§ **TASK DETAILS**
Copy the data that follows, character for character, minus the pictures.

#### SOURCE DATA

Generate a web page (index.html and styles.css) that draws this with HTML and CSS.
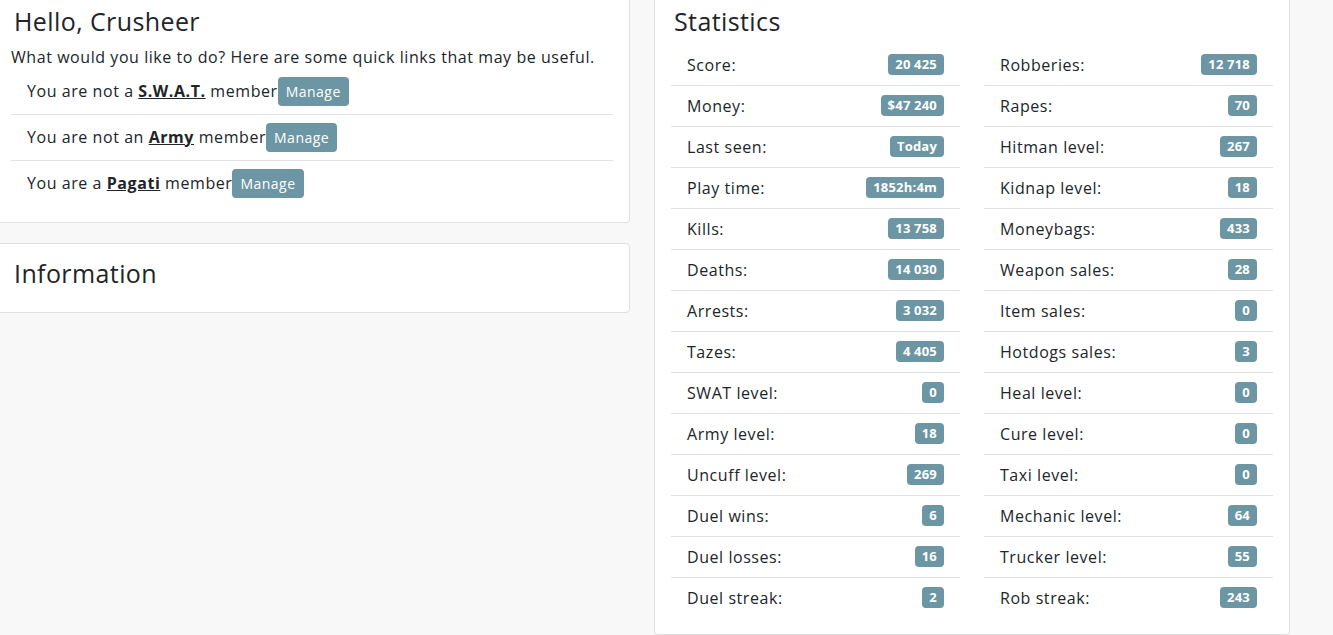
FILE: index.html
```html
<!DOCTYPE html>
<html>
<head>
	<meta charset="utf-8">
	<title>Dashboard</title>
	<link rel="stylesheet" href="styles.css">
</head>
<body>
	<div class="page">
		<!-- left side: greeting + info -->
		<div class="col">
			<div class="card">
				<h3>Hello, Crusheer</h3>
				<p>What would you like to do? Here are some quick links that may be useful.</p>
				<ul class="links">
					<li>You are not a <a href="#">S.W.A.T.</a> member<button class="btn">Manage</button></li>
					<li>You are not an <a href="#">Army</a> member<button class="btn">Manage</button></li>
					<li>You are a <a href="#">Pagati</a> member<button class="btn">Manage</button></li>
				</ul>
			</div>
			<div class="card">
				<h3>Information</h3>
			</div>
		</div>

		<!-- right side: player stats -->
		<div class="col">
			<div class="card">
				<h3>Statistics</h3>
				<div class="stats">
					<ul>
						<li>Score:<span class="badge">20 425</span></li>
						<li>Money:<span class="badge">$47 240</span></li>
						<li>Last seen:<span class="badge">Today</span></li>
						<li>Play time:<span class="badge">1852h:4m</span></li>
						<li>Kills:<span class="badge">13 758</span></li>
						<li>Deaths:<span class="badge">14 030</span></li>
						<li>Arrests:<span class="badge">3 032</span></li>
						<li>Tazes:<span class="badge">4 405</span></li>
						<li>SWAT level:<span class="badge">0</span></li>
						<li>Army level:<span class="badge">18</span></li>
						<li>Uncuff level:<span class="badge">269</span></li>
						<li>Duel wins:<span class="badge">6</span></li>
						<li>Duel losses:<span class="badge">16</span></li>
						<li>Duel streak:<span class="badge">2</span></li>
					</ul>
					<ul>
						<li>Robberies:<span class="badge">12 718</span></li>
						<li>Rapes:<span class="badge">70</span></li>
						<li>Hitman level:<span class="badge">267</span></li>
						<li>Kidnap level:<span class="badge">18</span></li>
						<li>Moneybags:<span class="badge">433</span></li>
						<li>Weapon sales:<span class="badge">28</span></li>
						<li>Item sales:<span class="badge">0</span></li>
						<li>Hotdogs sales:<span class="badge">3</span></li>
						<li>Heal level:<span class="badge">0</span></li>
						<li>Cure level:<span class="badge">0</span></li>
						<li>Taxi level:<span class="badge">0</span></li>
						<li>Mechanic level:<span class="badge">64</span></li>
						<li>Trucker level:<span class="badge">55</span></li>
						<li>Rob streak:<span class="badge">243</span></li>
					</ul>
				</div>
			</div>
		</div>
	</div>
</body>
</html>
```

FILE: styles.css
```css
*{
	margin: 0;
	padding: 0;
	box-sizing: border-box;
}
body{
	background-color: #f8f8f8;
	color: #212529;
	font-family: "Open Sans", sans-serif;
	font-size: 16px;
	letter-spacing: .56px;
	line-height: 1.5;
	overflow: hidden;
}
.page{
	display: grid;
	grid-template-columns: 636px 636px;
	column-gap: 24px;
	align-items: start;
	margin: -9px 0 0 -6px;
}
.card{
	background: white;
	border: 1px solid #dfdfdf;
	border-radius: 4px;
	padding: 16px;
	margin-bottom: 20px;
}
h3{
	font-size: 25px;
	font-weight: 500;
	line-height: 1.1;
	margin-bottom: 9px;
	padding-left: 3px;
	letter-spacing: .4px;
}
.links{
	list-style: none;
}
.links li{
	padding: 8px 16px;
	border-bottom: 1px solid #dee2e6;
}
.links li:last-child{
	border-bottom: none;
}
.links a{
	color: #212529;
	font-weight: 700;
	text-decoration: underline;
}
.btn{
	font-family: inherit;
	font-size: 14px;
	letter-spacing: .5px;
	line-height: 1.5;
	color: white;
	background: #6c96a4;
	border: none;
	border-radius: 4px;
	padding: 4px 8px;
}
.stats{
	display: grid;
	grid-template-columns: 1fr 1fr;
	column-gap: 24px;
}
.stats ul{
	list-style: none;
}
.stats li{
	display: flex;
	justify-content: space-between;
	align-items: center;
	padding: 8px 16px;
	border-bottom: 1px solid #dee2e6;
}
.stats li:last-child{
	border-bottom: none;
}
.badge{
	font-size: 13px;
	font-weight: 700;
	line-height: 1;
	letter-spacing: .2px;
	color: white;
	background: #6c96a4;
	border-radius: 4px;
	padding: 4px 7px;
}
```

########

§ **CORRECT OUTPUT**
Generate a web page (index.html and styles.css) that draws this with HTML and CSS.
FILE: index.html
```html
<!DOCTYPE html>
<html>
<head>
	<meta charset="utf-8">
	<title>Dashboard</title>
	<link rel="stylesheet" href="styles.css">
</head>
<body>
	<div class="page">
		<!-- left side: greeting + info -->
		<div class="col">
			<div class="card">
				<h3>Hello, Crusheer</h3>
				<p>What would you like to do? Here are some quick links that may be useful.</p>
				<ul class="links">
					<li>You are not a <a href="#">S.W.A.T.</a> member<button class="btn">Manage</button></li>
					<li>You are not an <a href="#">Army</a> member<button class="btn">Manage</button></li>
					<li>You are a <a href="#">Pagati</a> member<button class="btn">Manage</button></li>
				</ul>
			</div>
			<div class="card">
				<h3>Information</h3>
			</div>
		</div>

		<!-- right side: player stats -->
		<div class="col">
			<div class="card">
				<h3>Statistics</h3>
				<div class="stats">
					<ul>
						<li>Score:<span class="badge">20 425</span></li>
						<li>Money:<span class="badge">$47 240</span></li>
						<li>Last seen:<span class="badge">Today</span></li>
						<li>Play time:<span class="badge">1852h:4m</span></li>
						<li>Kills:<span class="badge">13 758</span></li>
						<li>Deaths:<span class="badge">14 030</span></li>
						<li>Arrests:<span class="badge">3 032</span></li>
						<li>Tazes:<span class="badge">4 405</span></li>
						<li>SWAT level:<span class="badge">0</span></li>
						<li>Army level:<span class="badge">18</span></li>
						<li>Uncuff level:<span class="badge">269</span></li>
						<li>Duel wins:<span class="badge">6</span></li>
						<li>Duel losses:<span class="badge">16</span></li>
						<li>Duel streak:<span class="badge">2</span></li>
					</ul>
					<ul>
						<li>Robberies:<span class="badge">12 718</span></li>
						<li>Rapes:<span class="badge">70</span></li>
						<li>Hitman level:<span class="badge">267</span></li>
						<li>Kidnap level:<span class="badge">18</span></li>
						<li>Moneybags:<span class="badge">433</span></li>
						<li>Weapon sales:<span class="badge">28</span></li>
						<li>Item sales:<span class="badge">0</span></li>
						<li>Hotdogs sales:<span class="badge">3</span></li>
						<li>Heal level:<span class="badge">0</span></li>
						<li>Cure level:<span class="badge">0</span></li>
						<li>Taxi level:<span class="badge">0</span></li>
						<li>Mechanic level:<span class="badge">64</span></li>
						<li>Trucker level:<span class="badge">55</span></li>
						<li>Rob streak:<span class="badge">243</span></li>
					</ul>
				</div>
			</div>
		</div>
	</div>
</body>
</html>
```

FILE: styles.css
```css
*{
	margin: 0;
	padding: 0;
	box-sizing: border-box;
}
body{
	background-color: #f8f8f8;
	color: #212529;
	font-family: "Open Sans", sans-serif;
	font-size: 16px;
	letter-spacing: .56px;
	line-height: 1.5;
	overflow: hidden;
}
.page{
	display: grid;
	grid-template-columns: 636px 636px;
	column-gap: 24px;
	align-items: start;
	margin: -9px 0 0 -6px;
}
.card{
	background: white;
	border: 1px solid #dfdfdf;
	border-radius: 4px;
	padding: 16px;
	margin-bottom: 20px;
}
h3{
	font-size: 25px;
	font-weight: 500;
	line-height: 1.1;
	margin-bottom: 9px;
	padding-left: 3px;
	letter-spacing: .4px;
}
.links{
	list-style: none;
}
.links li{
	padding: 8px 16px;
	border-bottom: 1px solid #dee2e6;
}
.links li:last-child{
	border-bottom: none;
}
.links a{
	color: #212529;
	font-weight: 700;
	text-decoration: underline;
}
.btn{
	font-family: inherit;
	font-size: 14px;
	letter-spacing: .5px;
	line-height: 1.5;
	color: white;
	background: #6c96a4;
	border: none;
	border-radius: 4px;
	padding: 4px 8px;
}
.stats{
	display: grid;
	grid-template-columns: 1fr 1fr;
	column-gap: 24px;
}
.stats ul{
	list-style: none;
}
.stats li{
	display: flex;
	justify-content: space-between;
	align-items: center;
	padding: 8px 16px;
	border-bottom: 1px solid #dee2e6;
}
.stats li:last-child{
	border-bottom: none;
}
.badge{
	font-size: 13px;
	font-weight: 700;
	line-height: 1;
	letter-spacing: .2px;
	color: white;
	background: #6c96a4;
	border-radius: 4px;
	padding: 4px 7px;
}
```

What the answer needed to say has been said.